And finally, we have Lee Krasner who was born in 1908. She was an abstract expressionist. That is not one of my favored art movements, but she is quite good. I actually enjoy a lot of her work which I can’t say for many others, like Franz Kline. She was also married to Jackson Pollock, who I also admire. Still, I feel for Krasner, both because she had to put up with him, but also because she was too often dismissed as “Pollock’s wife.” The truth is she is easily his equal and very likely his better.

Niccolo Paganini was born in 1782. He was perhaps the greatest violinist in all of history. He is certainly the most important one we know of because he revolutionized violin technique. Of course, we have no recordings of him, but here is the great Jascha Heifetz playing his best known composition, which is more fireworks than music, Caprice No. 24 in A minor:

Nixon chief of staff H. R. Haldeman was born in 1926. I don’t know all that much about him.
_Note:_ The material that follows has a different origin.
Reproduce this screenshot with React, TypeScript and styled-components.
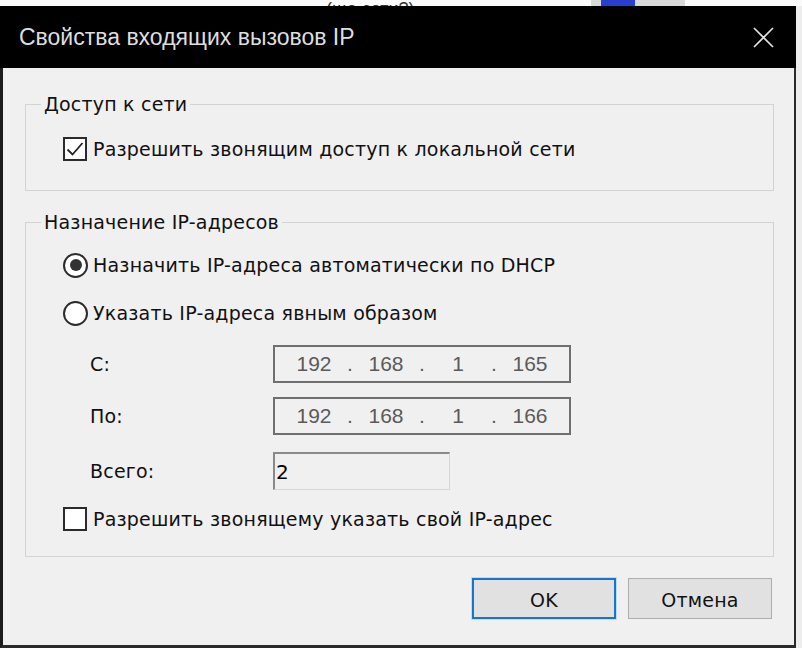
import React from 'react';
import styled, { createGlobalStyle } from 'styled-components';

const GlobalStyle = createGlobalStyle`
  html, body {
    margin: 0;
    padding: 0;
    background: #ececec;
  }
  body {
    font-family: "DejaVu Sans", Verdana, sans-serif;
    width: 802px;
    height: 648px;
    overflow: hidden;
  }
`;

const Screen = styled.div`
  display: flex;
  flex-direction: column;
  width: 802px;
  height: 648px;
`;

const Backdrop = styled.div`
  height: 6px;
  flex: 0 0 6px;
  background: #fafafa;
  overflow: hidden;
  display: flex;
  align-items: flex-end;
`;

const BackdropText = styled.span`
  margin-left: 326px;
  margin-bottom: -12px;
  font-family: "Liberation Sans", Arial, sans-serif;
  font-size: 18px;
  color: #333;
  line-height: 18px;
`;

const BackdropWindow = styled.div`
  margin-left: 176px;
  width: 84px;
  height: 6px;
  background: #d9d9d9;
  display: flex;
  padding-left: 10px;
`;

const BackdropIcon = styled.div`
  width: 34px;
  height: 6px;
  background: #2a3fd0;
`;

const Desk = styled.div`
  flex: 1;
  display: flex;
`;

const Dialog = styled.div`
  width: 796px;
  display: flex;
  flex-direction: column;
  border-left: 3px solid #1c1c1c;
  border-right: 2px solid #2a2a2a;
  border-bottom: 3px solid #2a2a2a;
  box-sizing: border-box;
  height: 642px;
`;

const TitleBar = styled.div`
  height: 62px;
  flex: 0 0 62px;
  background: #000;
  display: flex;
  align-items: center;
  justify-content: space-between;
  padding: 0 17px 0 19px;
  margin-left: -3px;
  margin-right: -2px;
`;

const Title = styled.div`
  font-family: "Liberation Sans", Arial, sans-serif;
  font-size: 23px;
  color: #dedede;
`;

const CloseButton = styled.div`
  width: 28px;
  height: 28px;
  display: flex;
  align-items: center;
  justify-content: center;
  margin-right: 2px;
`;

const Body = styled.div`
  flex: 1;
  background: #f0f0f0;
  padding: 24px 20px 0 22px;
  display: flex;
  flex-direction: column;
  letter-spacing: 0.2px;
`;

const Group = styled.fieldset<{ $gap: number }>`
  margin: 0 0 ${(p) => p.$gap}px 0;
  border: 1px solid #d3d3d3;
  padding: 0 0 0 37px;
  min-width: 0;
`;

const Legend = styled.legend`
  font-size: 19px;
  line-height: 24px;
  color: #111;
  padding: 0 3px;
  margin-left: -22px;
`;

const Row = styled.div<{ $top: number }>`
  display: flex;
  align-items: center;
  height: 36px;
  margin-top: ${(p) => p.$top}px;
  font-size: 19px;
  color: #111;
`;

const CheckBox = styled.div`
  width: 24px;
  height: 24px;
  box-sizing: border-box;
  border: 2px solid #2b2b2b;
  background: #fff;
  display: flex;
  align-items: center;
  justify-content: center;
  margin-right: 6px;
`;

const Radio = styled.div<{ $checked?: boolean }>`
  width: 25px;
  height: 25px;
  box-sizing: border-box;
  border: 2px solid #2b2b2b;
  border-radius: 50%;
  background: #fff;
  display: flex;
  align-items: center;
  justify-content: center;
  margin-right: 5px;

  &::after {
    content: '';
    display: ${(p) => (p.$checked ? 'block' : 'none')};
    width: 12px;
    height: 12px;
    border-radius: 50%;
    background: #333;
  }
`;

const FieldRow = styled.div<{ $top: number }>`
  display: grid;
  grid-template-columns: 183px auto;
  align-items: center;
  margin-top: ${(p) => p.$top}px;
  padding-left: 27px;
  font-size: 19px;
  color: #111;
`;

const IpField = styled.div`
  width: 298px;
  height: 38px;
  box-sizing: border-box;
  border: 2px solid #6f6f6f;
  background: #f0f0f0;
  display: flex;
  align-items: center;
  padding-left: 16px;
  color: #5a5a5a;
  font-family: "Liberation Sans", Arial, sans-serif;
  font-size: 21px;
  letter-spacing: 0;
`;

const Octet = styled.span`
  width: 46px;
  text-align: center;
`;

const Dot = styled.span`
  width: 26px;
  text-align: center;
`;

const CountField = styled.div`
  width: 177px;
  height: 38px;
  box-sizing: border-box;
  border-top: 2px solid #8a8a8a;
  border-left: 2px solid #8a8a8a;
  border-right: 1px solid #d6d6d6;
  border-bottom: 1px solid #d6d6d6;
  background: #f0f0f0;
  display: flex;
  align-items: center;
  padding-left: 1px;
  font-size: 20px;
  color: #000;
`;

const Spacer = styled.div<{ $h: number }>`
  height: ${(p) => p.$h}px;
`;

const Buttons = styled.div`
  display: flex;
  justify-content: flex-end;
  gap: 12px;
  padding-right: 2px;
`;

const Button = styled.div<{ $default?: boolean }>`
  width: 144px;
  height: 41px;
  box-sizing: border-box;
  background: #e1e1e1;
  border: ${(p) => (p.$default ? '2px solid #1a74c9' : '1px solid #adadad')};
  box-shadow: ${(p) => (p.$default ? '0 0 0 1px #b8def8' : 'none')};
  display: flex;
  align-items: center;
  justify-content: center;
  padding-top: 3px;
  font-size: 19px;
  color: #111;
`;

const Edge = styled.div`
  flex: 1;
  background: #ededed;
`;

const CheckMark = () => (
  <svg width="20" height="20" viewBox="0 0 20 20">
    <path d="M2.5 10.5 L7.5 15.5 L17.5 4" fill="none" stroke="#222" strokeWidth="1.8" />
  </svg>
);

const CloseIcon = () => (
  <svg width="21" height="21" viewBox="0 0 21 21">
    <path d="M1 1 L20 20 M20 1 L1 20" stroke="#e4e4e4" strokeWidth="1.6" />
  </svg>
);

const IpAddress = ({ parts }: { parts: string[] }) => (
  <IpField>
    <Octet>{parts[0]}</Octet>
    <Dot>.</Dot>
    <Octet>{parts[1]}</Octet>
    <Dot>.</Dot>
    <Octet>{parts[2]}</Octet>
    <Dot>.</Dot>
    <Octet>{parts[3]}</Octet>
  </IpField>
);

const App: React.FC = () => {
  return (
    <Screen>
      <GlobalStyle />
      <Backdrop>
        <BackdropText>(ща сети?)</BackdropText>
        <BackdropWindow>
          <BackdropIcon />
        </BackdropWindow>
      </Backdrop>
      <Desk>
        <Dialog>
          <TitleBar>
            <Title>Свойства входящих вызовов IP</Title>
            <CloseButton>
              <CloseIcon />
            </CloseButton>
          </TitleBar>
          <Body>
            <Group $gap={19}>
              <Legend>Доступ к сети</Legend>
              <Row $top={15}>
                <CheckBox>
                  <CheckMark />
                </CheckBox>
                Разрешить звонящим доступ к локальной сети
              </Row>
              <Spacer $h={23} />
            </Group>

            <Group $gap={21}>
              <Legend>Назначение IP-адресов</Legend>
              <Row $top={13}>
                <Radio $checked />
                Назначить IP-адреса автоматически по DHCP
              </Row>
              <Row $top={12}>
                <Radio />
                Указать IP-адреса явным образом
              </Row>
              <FieldRow $top={14}>
                <span>С:</span>
                <IpAddress parts={['192', '168', '1', '165']} />
              </FieldRow>
              <FieldRow $top={14}>
                <span>По:</span>
                <IpAddress parts={['192', '168', '1', '166']} />
              </FieldRow>
              <FieldRow $top={17}>
                <span>Всего:</span>
                <CountField>2</CountField>
              </FieldRow>
              <Row $top={11}>
                <CheckBox />
                Разрешить звонящему указать свой IP-адрес
              </Row>
              <Spacer $h={19} />
            </Group>

            <Buttons>
              <Button $default>OK</Button>
              <Button>Отмена</Button>
            </Buttons>
          </Body>
        </Dialog>
        <Edge />
      </Desk>
    </Screen>
  );
};

export default App;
But in my Nixon White House puppet plays, he’s an idiot who is forever bring his horse with him to Oval Office meetings.

Other birthdays: Theodore Roosevelt (1858); Etiquette expert Emily Post (1872); the great poet Dylan Thomas (1914); gay rights activist and author of Who’s Who in Hell, Warren Allen Smith (92); the great poet Sylvia Plath (1932); author Fran Lebowitz (63); the great comedic filmmaker Roberto Benigni (61); idiot blogger Matt Drudge who claims that he is “libertarian except for drugs and abortion,” which is to say “conservative” or simply “fascist” (47); and actor Patrick Fugit (31).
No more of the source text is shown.